Academics become accustomed to setting their own schedules each semester, so working 5 days a week from 8 a.m. to 5 p.m. may seem too restrictive to some. If you work in a nonacademic job, you will not be able to casually take a half day of work for lunch with a friend without having to use one of your limited number of vacation days. Although you may need time to adjust, you will eventually come to appreciate that outside the seemingly inflexible hours of nonacademic jobs, your personal time is your own. After 5 p.m. each day and for two whole days each week, you won’t have to grade assignments, read articles, or write papers unless you want to; instead, you can go to yoga class, read for pleasure, or enjoy quality time with friends and family.

Bosses and coworkers will be rude, ignorant, or lazy.

This overgeneralization is simply not true about either academia or industry.
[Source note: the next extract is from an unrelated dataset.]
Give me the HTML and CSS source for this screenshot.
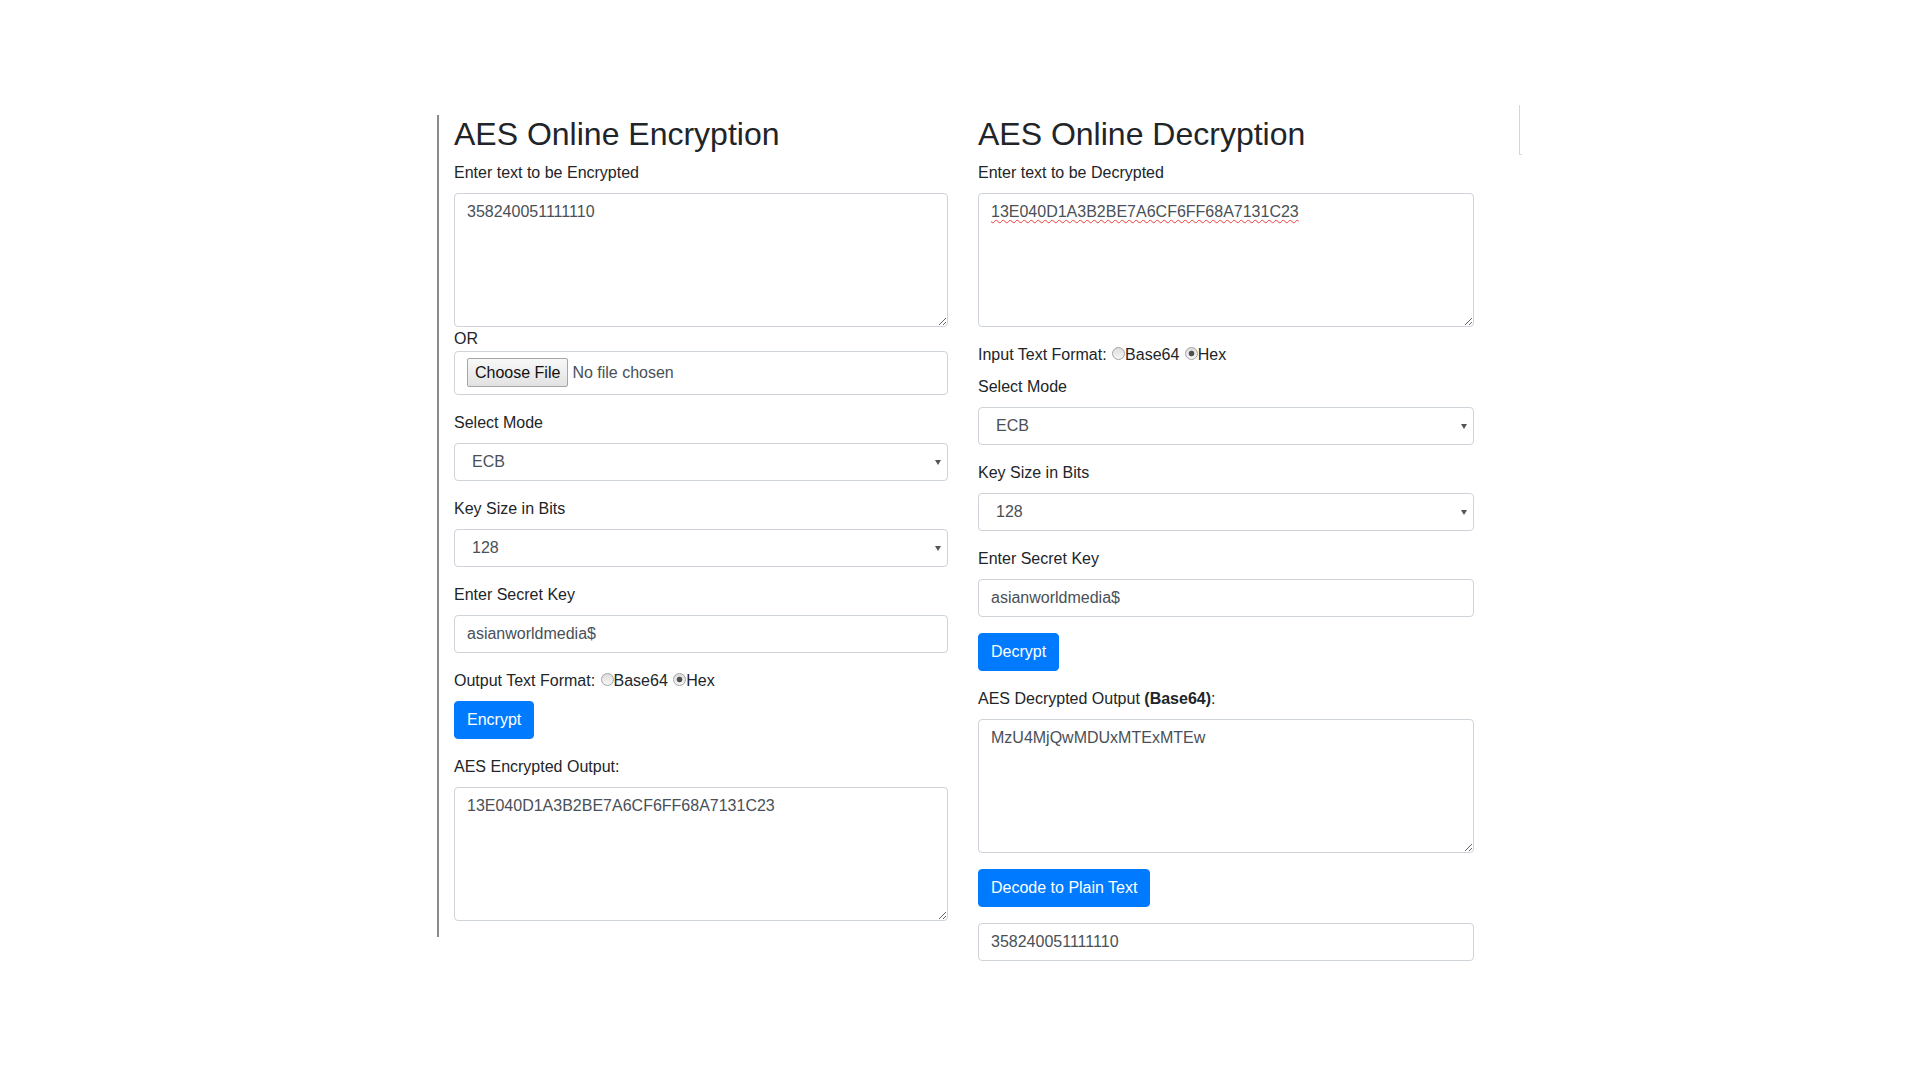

In life in academia, you met people whom you liked because they were kind, intelligent, and hardworking, but you also met people whom you disliked because they were rude, ignorant, or lazy. The same will be true of the people whom you will meet in the professional world. In fact, you may even enjoy working with nonacademic coworkers more than with academic coworkers because you will not be in direct constant competition and conflict. As long as you maintain an open mind free of predetermined misconceptions, you will likely find plenty of people in either academia or industry with whom you will enjoy working together toward a common goal.

The work is boring and mundane.

Again, this is another overgeneralization that is simply not true concerning either academia or industry. If you are open minded and willing to look for professional work that coincides with some of your academic interest, then you will be able to find a job that challenges you intellectually. For example, if you have a degree in math, you should not dismiss a professional position in accounts payable, a position in which you would use your mathematical skills to solve challenging accounting problems every day. Keeping a positive perspective about nonacademic jobs will help you find work that is as interesting as, if not more than, the work you did in academia.